### Given exercise
Output the material below unchanged, apart from leaving out the pictures.

### Raw data
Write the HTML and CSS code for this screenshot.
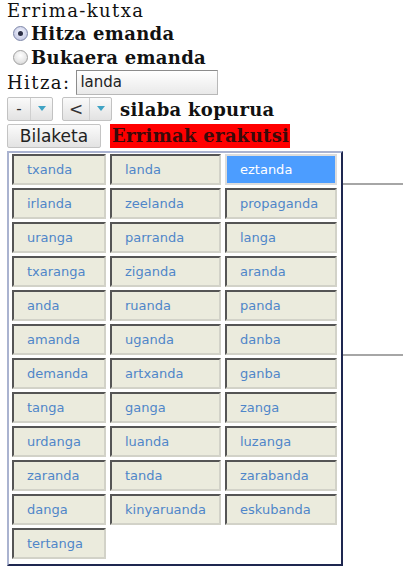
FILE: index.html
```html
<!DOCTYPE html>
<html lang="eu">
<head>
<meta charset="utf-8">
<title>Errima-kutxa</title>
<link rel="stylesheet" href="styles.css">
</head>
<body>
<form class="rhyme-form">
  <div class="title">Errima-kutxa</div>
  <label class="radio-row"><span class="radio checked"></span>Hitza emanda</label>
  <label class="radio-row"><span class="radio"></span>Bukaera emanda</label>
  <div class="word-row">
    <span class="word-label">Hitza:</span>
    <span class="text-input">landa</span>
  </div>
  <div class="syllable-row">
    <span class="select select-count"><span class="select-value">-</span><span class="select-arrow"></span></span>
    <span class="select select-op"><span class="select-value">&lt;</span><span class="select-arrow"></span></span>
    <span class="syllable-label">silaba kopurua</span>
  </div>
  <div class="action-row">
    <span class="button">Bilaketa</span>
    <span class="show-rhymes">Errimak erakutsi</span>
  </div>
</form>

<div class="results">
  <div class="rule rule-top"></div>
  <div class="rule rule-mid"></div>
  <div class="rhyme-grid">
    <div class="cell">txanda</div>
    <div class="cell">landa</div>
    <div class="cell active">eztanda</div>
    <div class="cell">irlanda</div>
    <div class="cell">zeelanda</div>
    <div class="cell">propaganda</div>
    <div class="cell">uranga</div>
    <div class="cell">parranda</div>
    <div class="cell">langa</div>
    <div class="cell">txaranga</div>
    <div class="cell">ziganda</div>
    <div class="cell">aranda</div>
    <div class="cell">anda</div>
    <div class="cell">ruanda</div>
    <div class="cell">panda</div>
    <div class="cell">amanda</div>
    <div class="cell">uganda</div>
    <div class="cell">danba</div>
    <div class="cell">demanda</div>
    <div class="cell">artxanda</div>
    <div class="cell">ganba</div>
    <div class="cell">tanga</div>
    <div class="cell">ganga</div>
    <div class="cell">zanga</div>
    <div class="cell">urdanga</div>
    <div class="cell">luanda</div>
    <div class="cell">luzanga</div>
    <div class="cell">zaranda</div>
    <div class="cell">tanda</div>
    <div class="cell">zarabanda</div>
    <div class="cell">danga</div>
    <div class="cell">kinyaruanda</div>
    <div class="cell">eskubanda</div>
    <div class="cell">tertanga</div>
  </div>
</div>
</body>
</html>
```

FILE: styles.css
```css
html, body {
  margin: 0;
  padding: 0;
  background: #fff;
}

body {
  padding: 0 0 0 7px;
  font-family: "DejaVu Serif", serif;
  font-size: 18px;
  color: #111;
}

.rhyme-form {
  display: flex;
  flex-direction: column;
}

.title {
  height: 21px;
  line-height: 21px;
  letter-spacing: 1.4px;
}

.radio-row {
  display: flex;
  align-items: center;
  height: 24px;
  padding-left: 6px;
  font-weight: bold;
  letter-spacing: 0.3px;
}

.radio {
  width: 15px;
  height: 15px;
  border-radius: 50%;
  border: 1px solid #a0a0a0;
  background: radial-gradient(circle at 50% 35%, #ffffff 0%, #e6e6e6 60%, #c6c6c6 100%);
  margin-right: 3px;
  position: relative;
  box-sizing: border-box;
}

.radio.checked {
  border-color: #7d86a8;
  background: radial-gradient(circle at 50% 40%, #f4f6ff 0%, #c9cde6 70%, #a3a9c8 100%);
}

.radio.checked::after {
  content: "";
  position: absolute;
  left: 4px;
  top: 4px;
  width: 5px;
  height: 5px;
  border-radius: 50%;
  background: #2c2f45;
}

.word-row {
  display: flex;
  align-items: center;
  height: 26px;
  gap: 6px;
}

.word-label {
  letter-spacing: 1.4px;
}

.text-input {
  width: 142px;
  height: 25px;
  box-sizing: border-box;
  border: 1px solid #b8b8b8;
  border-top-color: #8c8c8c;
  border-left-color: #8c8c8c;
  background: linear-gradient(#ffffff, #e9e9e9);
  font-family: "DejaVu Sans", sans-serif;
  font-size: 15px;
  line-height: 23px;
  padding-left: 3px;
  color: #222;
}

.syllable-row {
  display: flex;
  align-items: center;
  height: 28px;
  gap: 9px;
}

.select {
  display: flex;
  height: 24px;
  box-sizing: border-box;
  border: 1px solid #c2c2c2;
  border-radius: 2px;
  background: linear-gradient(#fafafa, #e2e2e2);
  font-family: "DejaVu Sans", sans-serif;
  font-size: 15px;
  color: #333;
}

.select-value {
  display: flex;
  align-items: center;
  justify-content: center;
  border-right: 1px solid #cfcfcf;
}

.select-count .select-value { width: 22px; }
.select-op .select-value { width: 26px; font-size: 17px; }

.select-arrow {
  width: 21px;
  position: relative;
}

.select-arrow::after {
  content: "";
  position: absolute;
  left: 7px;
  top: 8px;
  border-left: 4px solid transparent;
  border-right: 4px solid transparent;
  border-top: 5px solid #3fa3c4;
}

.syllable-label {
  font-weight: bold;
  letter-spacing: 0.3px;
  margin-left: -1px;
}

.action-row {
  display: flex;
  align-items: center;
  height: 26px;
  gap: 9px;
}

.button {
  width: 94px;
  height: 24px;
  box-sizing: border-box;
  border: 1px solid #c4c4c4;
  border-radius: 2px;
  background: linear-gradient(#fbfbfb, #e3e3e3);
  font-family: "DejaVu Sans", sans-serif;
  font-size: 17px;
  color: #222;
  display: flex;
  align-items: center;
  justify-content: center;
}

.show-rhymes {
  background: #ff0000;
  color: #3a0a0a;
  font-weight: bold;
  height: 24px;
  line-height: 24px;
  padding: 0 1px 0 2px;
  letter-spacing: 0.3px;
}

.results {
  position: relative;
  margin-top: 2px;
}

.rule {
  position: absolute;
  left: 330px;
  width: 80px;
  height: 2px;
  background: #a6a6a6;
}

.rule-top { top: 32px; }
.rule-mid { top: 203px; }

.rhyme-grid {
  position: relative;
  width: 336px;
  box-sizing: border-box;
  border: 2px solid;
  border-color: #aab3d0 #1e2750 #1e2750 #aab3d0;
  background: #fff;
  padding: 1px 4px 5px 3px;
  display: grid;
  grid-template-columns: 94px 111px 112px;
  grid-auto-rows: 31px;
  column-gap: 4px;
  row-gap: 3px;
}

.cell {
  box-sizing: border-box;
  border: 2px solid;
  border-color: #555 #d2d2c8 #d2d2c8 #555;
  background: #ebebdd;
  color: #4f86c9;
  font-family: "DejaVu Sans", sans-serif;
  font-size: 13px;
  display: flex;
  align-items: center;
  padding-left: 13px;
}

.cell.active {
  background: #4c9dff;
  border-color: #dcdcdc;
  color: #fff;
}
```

### Task answer
Write the HTML and CSS code for this screenshot.
FILE: index.html
```html
<!DOCTYPE html>
<html lang="eu">
<head>
<meta charset="utf-8">
<title>Errima-kutxa</title>
<link rel="stylesheet" href="styles.css">
</head>
<body>
<form class="rhyme-form">
  <div class="title">Errima-kutxa</div>
  <label class="radio-row"><span class="radio checked"></span>Hitza emanda</label>
  <label class="radio-row"><span class="radio"></span>Bukaera emanda</label>
  <div class="word-row">
    <span class="word-label">Hitza:</span>
    <span class="text-input">landa</span>
  </div>
  <div class="syllable-row">
    <span class="select select-count"><span class="select-value">-</span><span class="select-arrow"></span></span>
    <span class="select select-op"><span class="select-value">&lt;</span><span class="select-arrow"></span></span>
    <span class="syllable-label">silaba kopurua</span>
  </div>
  <div class="action-row">
    <span class="button">Bilaketa</span>
    <span class="show-rhymes">Errimak erakutsi</span>
  </div>
</form>

<div class="results">
  <div class="rule rule-top"></div>
  <div class="rule rule-mid"></div>
  <div class="rhyme-grid">
    <div class="cell">txanda</div>
    <div class="cell">landa</div>
    <div class="cell active">eztanda</div>
    <div class="cell">irlanda</div>
    <div class="cell">zeelanda</div>
    <div class="cell">propaganda</div>
    <div class="cell">uranga</div>
    <div class="cell">parranda</div>
    <div class="cell">langa</div>
    <div class="cell">txaranga</div>
    <div class="cell">ziganda</div>
    <div class="cell">aranda</div>
    <div class="cell">anda</div>
    <div class="cell">ruanda</div>
    <div class="cell">panda</div>
    <div class="cell">amanda</div>
    <div class="cell">uganda</div>
    <div class="cell">danba</div>
    <div class="cell">demanda</div>
    <div class="cell">artxanda</div>
    <div class="cell">ganba</div>
    <div class="cell">tanga</div>
    <div class="cell">ganga</div>
    <div class="cell">zanga</div>
    <div class="cell">urdanga</div>
    <div class="cell">luanda</div>
    <div class="cell">luzanga</div>
    <div class="cell">zaranda</div>
    <div class="cell">tanda</div>
    <div class="cell">zarabanda</div>
    <div class="cell">danga</div>
    <div class="cell">kinyaruanda</div>
    <div class="cell">eskubanda</div>
    <div class="cell">tertanga</div>
  </div>
</div>
</body>
</html>
```

FILE: styles.css
```css
html, body {
  margin: 0;
  padding: 0;
  background: #fff;
}

body {
  padding: 0 0 0 7px;
  font-family: "DejaVu Serif", serif;
  font-size: 18px;
  color: #111;
}

.rhyme-form {
  display: flex;
  flex-direction: column;
}

.title {
  height: 21px;
  line-height: 21px;
  letter-spacing: 1.4px;
}

.radio-row {
  display: flex;
  align-items: center;
  height: 24px;
  padding-left: 6px;
  font-weight: bold;
  letter-spacing: 0.3px;
}

.radio {
  width: 15px;
  height: 15px;
  border-radius: 50%;
  border: 1px solid #a0a0a0;
  background: radial-gradient(circle at 50% 35%, #ffffff 0%, #e6e6e6 60%, #c6c6c6 100%);
  margin-right: 3px;
  position: relative;
  box-sizing: border-box;
}

.radio.checked {
  border-color: #7d86a8;
  background: radial-gradient(circle at 50% 40%, #f4f6ff 0%, #c9cde6 70%, #a3a9c8 100%);
}

.radio.checked::after {
  content: "";
  position: absolute;
  left: 4px;
  top: 4px;
  width: 5px;
  height: 5px;
  border-radius: 50%;
  background: #2c2f45;
}

.word-row {
  display: flex;
  align-items: center;
  height: 26px;
  gap: 6px;
}

.word-label {
  letter-spacing: 1.4px;
}

.text-input {
  width: 142px;
  height: 25px;
  box-sizing: border-box;
  border: 1px solid #b8b8b8;
  border-top-color: #8c8c8c;
  border-left-color: #8c8c8c;
  background: linear-gradient(#ffffff, #e9e9e9);
  font-family: "DejaVu Sans", sans-serif;
  font-size: 15px;
  line-height: 23px;
  padding-left: 3px;
  color: #222;
}

.syllable-row {
  display: flex;
  align-items: center;
  height: 28px;
  gap: 9px;
}

.select {
  display: flex;
  height: 24px;
  box-sizing: border-box;
  border: 1px solid #c2c2c2;
  border-radius: 2px;
  background: linear-gradient(#fafafa, #e2e2e2);
  font-family: "DejaVu Sans", sans-serif;
  font-size: 15px;
  color: #333;
}

.select-value {
  display: flex;
  align-items: center;
  justify-content: center;
  border-right: 1px solid #cfcfcf;
}

.select-count .select-value { width: 22px; }
.select-op .select-value { width: 26px; font-size: 17px; }

.select-arrow {
  width: 21px;
  position: relative;
}

.select-arrow::after {
  content: "";
  position: absolute;
  left: 7px;
  top: 8px;
  border-left: 4px solid transparent;
  border-right: 4px solid transparent;
  border-top: 5px solid #3fa3c4;
}

.syllable-label {
  font-weight: bold;
  letter-spacing: 0.3px;
  margin-left: -1px;
}

.action-row {
  display: flex;
  align-items: center;
  height: 26px;
  gap: 9px;
}

.button {
  width: 94px;
  height: 24px;
  box-sizing: border-box;
  border: 1px solid #c4c4c4;
  border-radius: 2px;
  background: linear-gradient(#fbfbfb, #e3e3e3);
  font-family: "DejaVu Sans", sans-serif;
  font-size: 17px;
  color: #222;
  display: flex;
  align-items: center;
  justify-content: center;
}

.show-rhymes {
  background: #ff0000;
  color: #3a0a0a;
  font-weight: bold;
  height: 24px;
  line-height: 24px;
  padding: 0 1px 0 2px;
  letter-spacing: 0.3px;
}

.results {
  position: relative;
  margin-top: 2px;
}

.rule {
  position: absolute;
  left: 330px;
  width: 80px;
  height: 2px;
  background: #a6a6a6;
}

.rule-top { top: 32px; }
.rule-mid { top: 203px; }

.rhyme-grid {
  position: relative;
  width: 336px;
  box-sizing: border-box;
  border: 2px solid;
  border-color: #aab3d0 #1e2750 #1e2750 #aab3d0;
  background: #fff;
  padding: 1px 4px 5px 3px;
  display: grid;
  grid-template-columns: 94px 111px 112px;
  grid-auto-rows: 31px;
  column-gap: 4px;
  row-gap: 3px;
}

.cell {
  box-sizing: border-box;
  border: 2px solid;
  border-color: #555 #d2d2c8 #d2d2c8 #555;
  background: #ebebdd;
  color: #4f86c9;
  font-family: "DejaVu Sans", sans-serif;
  font-size: 13px;
  display: flex;
  align-items: center;
  padding-left: 13px;
}

.cell.active {
  background: #4c9dff;
  border-color: #dcdcdc;
  color: #fff;
}
```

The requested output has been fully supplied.